_WORK TO BE COMPLETED:_
Repeat every line of the listing below exactly, minus the pictures.

_DATA SHOWN:_
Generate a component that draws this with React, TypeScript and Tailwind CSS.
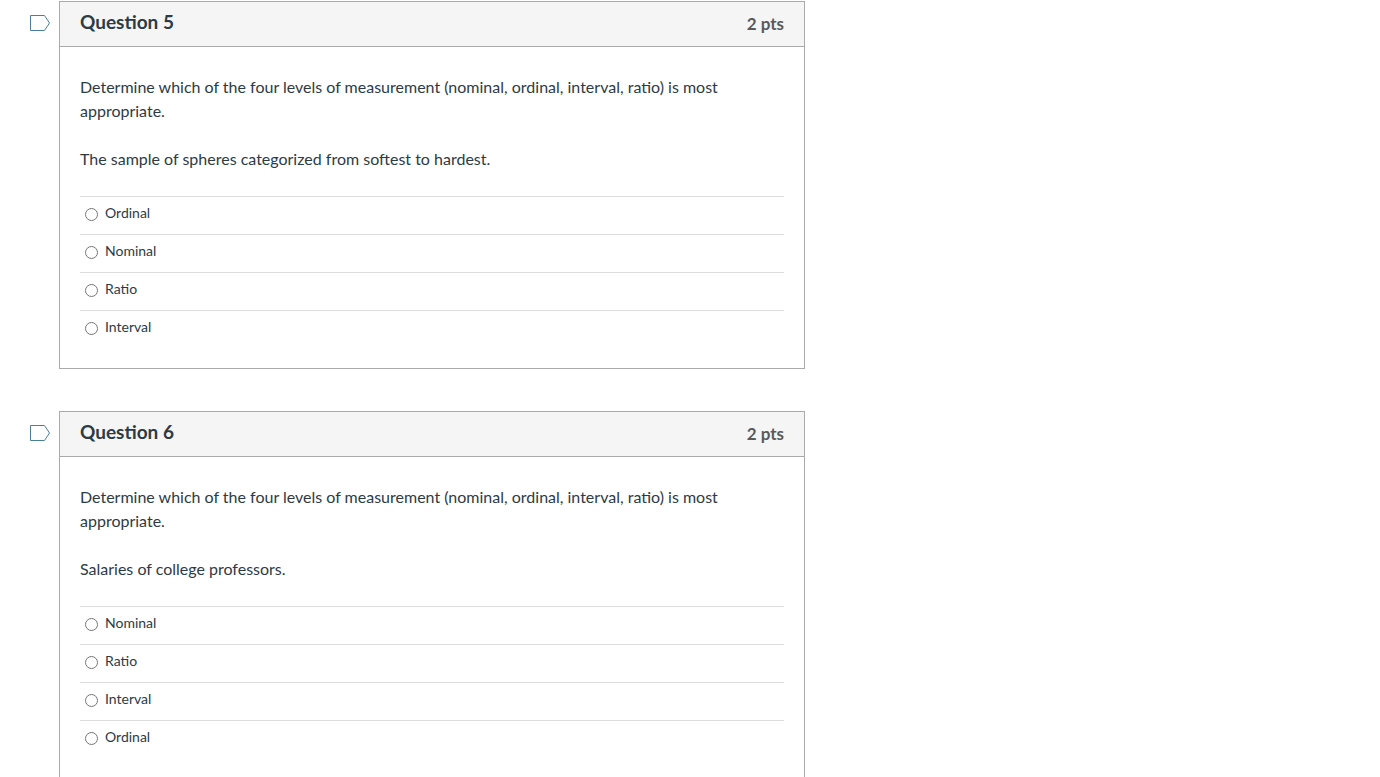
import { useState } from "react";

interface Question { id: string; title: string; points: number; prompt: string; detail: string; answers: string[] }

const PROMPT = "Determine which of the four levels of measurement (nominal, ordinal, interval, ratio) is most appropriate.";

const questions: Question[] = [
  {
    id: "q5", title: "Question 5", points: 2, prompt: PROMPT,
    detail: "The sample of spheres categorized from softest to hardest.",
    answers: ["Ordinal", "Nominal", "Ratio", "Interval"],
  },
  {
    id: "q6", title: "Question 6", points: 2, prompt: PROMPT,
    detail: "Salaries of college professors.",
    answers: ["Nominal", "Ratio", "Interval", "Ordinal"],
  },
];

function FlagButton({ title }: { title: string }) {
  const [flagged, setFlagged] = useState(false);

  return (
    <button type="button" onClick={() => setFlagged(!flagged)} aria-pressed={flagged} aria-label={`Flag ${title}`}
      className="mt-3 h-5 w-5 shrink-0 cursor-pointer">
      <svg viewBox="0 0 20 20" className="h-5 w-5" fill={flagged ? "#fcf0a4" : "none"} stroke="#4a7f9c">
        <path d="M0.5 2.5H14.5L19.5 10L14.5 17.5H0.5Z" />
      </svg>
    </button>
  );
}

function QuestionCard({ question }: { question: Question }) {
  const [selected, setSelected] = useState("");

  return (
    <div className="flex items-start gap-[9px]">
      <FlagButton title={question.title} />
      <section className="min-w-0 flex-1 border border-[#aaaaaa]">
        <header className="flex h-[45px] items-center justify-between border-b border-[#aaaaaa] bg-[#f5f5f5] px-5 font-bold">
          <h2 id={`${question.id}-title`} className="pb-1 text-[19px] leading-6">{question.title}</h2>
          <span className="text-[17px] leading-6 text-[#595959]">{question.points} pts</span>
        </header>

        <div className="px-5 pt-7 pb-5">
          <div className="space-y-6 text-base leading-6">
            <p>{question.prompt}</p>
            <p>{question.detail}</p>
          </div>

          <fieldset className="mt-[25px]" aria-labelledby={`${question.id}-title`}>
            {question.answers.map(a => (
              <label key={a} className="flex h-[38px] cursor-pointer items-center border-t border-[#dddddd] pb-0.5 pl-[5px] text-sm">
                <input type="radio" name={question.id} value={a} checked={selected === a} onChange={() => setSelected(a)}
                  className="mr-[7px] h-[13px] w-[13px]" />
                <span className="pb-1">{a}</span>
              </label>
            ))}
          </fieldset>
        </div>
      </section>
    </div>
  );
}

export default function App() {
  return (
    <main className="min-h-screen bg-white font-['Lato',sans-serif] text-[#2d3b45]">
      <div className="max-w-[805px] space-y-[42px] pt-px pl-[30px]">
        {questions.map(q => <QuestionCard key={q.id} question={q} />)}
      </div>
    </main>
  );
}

_RESULT OF THIS TASK:_
Generate a component that draws this with React, TypeScript and Tailwind CSS.
import { useState } from "react";

interface Question { id: string; title: string; points: number; prompt: string; detail: string; answers: string[] }

const PROMPT = "Determine which of the four levels of measurement (nominal, ordinal, interval, ratio) is most appropriate.";

const questions: Question[] = [
  {
    id: "q5", title: "Question 5", points: 2, prompt: PROMPT,
    detail: "The sample of spheres categorized from softest to hardest.",
    answers: ["Ordinal", "Nominal", "Ratio", "Interval"],
  },
  {
    id: "q6", title: "Question 6", points: 2, prompt: PROMPT,
    detail: "Salaries of college professors.",
    answers: ["Nominal", "Ratio", "Interval", "Ordinal"],
  },
];

function FlagButton({ title }: { title: string }) {
  const [flagged, setFlagged] = useState(false);

  return (
    <button type="button" onClick={() => setFlagged(!flagged)} aria-pressed={flagged} aria-label={`Flag ${title}`}
      className="mt-3 h-5 w-5 shrink-0 cursor-pointer">
      <svg viewBox="0 0 20 20" className="h-5 w-5" fill={flagged ? "#fcf0a4" : "none"} stroke="#4a7f9c">
        <path d="M0.5 2.5H14.5L19.5 10L14.5 17.5H0.5Z" />
      </svg>
    </button>
  );
}

function QuestionCard({ question }: { question: Question }) {
  const [selected, setSelected] = useState("");

  return (
    <div className="flex items-start gap-[9px]">
      <FlagButton title={question.title} />
      <section className="min-w-0 flex-1 border border-[#aaaaaa]">
        <header className="flex h-[45px] items-center justify-between border-b border-[#aaaaaa] bg-[#f5f5f5] px-5 font-bold">
          <h2 id={`${question.id}-title`} className="pb-1 text-[19px] leading-6">{question.title}</h2>
          <span className="text-[17px] leading-6 text-[#595959]">{question.points} pts</span>
        </header>

        <div className="px-5 pt-7 pb-5">
          <div className="space-y-6 text-base leading-6">
            <p>{question.prompt}</p>
            <p>{question.detail}</p>
          </div>

          <fieldset className="mt-[25px]" aria-labelledby={`${question.id}-title`}>
            {question.answers.map(a => (
              <label key={a} className="flex h-[38px] cursor-pointer items-center border-t border-[#dddddd] pb-0.5 pl-[5px] text-sm">
                <input type="radio" name={question.id} value={a} checked={selected === a} onChange={() => setSelected(a)}
                  className="mr-[7px] h-[13px] w-[13px]" />
                <span className="pb-1">{a}</span>
              </label>
            ))}
          </fieldset>
        </div>
      </section>
    </div>
  );
}

export default function App() {
  return (
    <main className="min-h-screen bg-white font-['Lato',sans-serif] text-[#2d3b45]">
      <div className="max-w-[805px] space-y-[42px] pt-px pl-[30px]">
        {questions.map(q => <QuestionCard key={q.id} question={q} />)}
      </div>
    </main>
  );
}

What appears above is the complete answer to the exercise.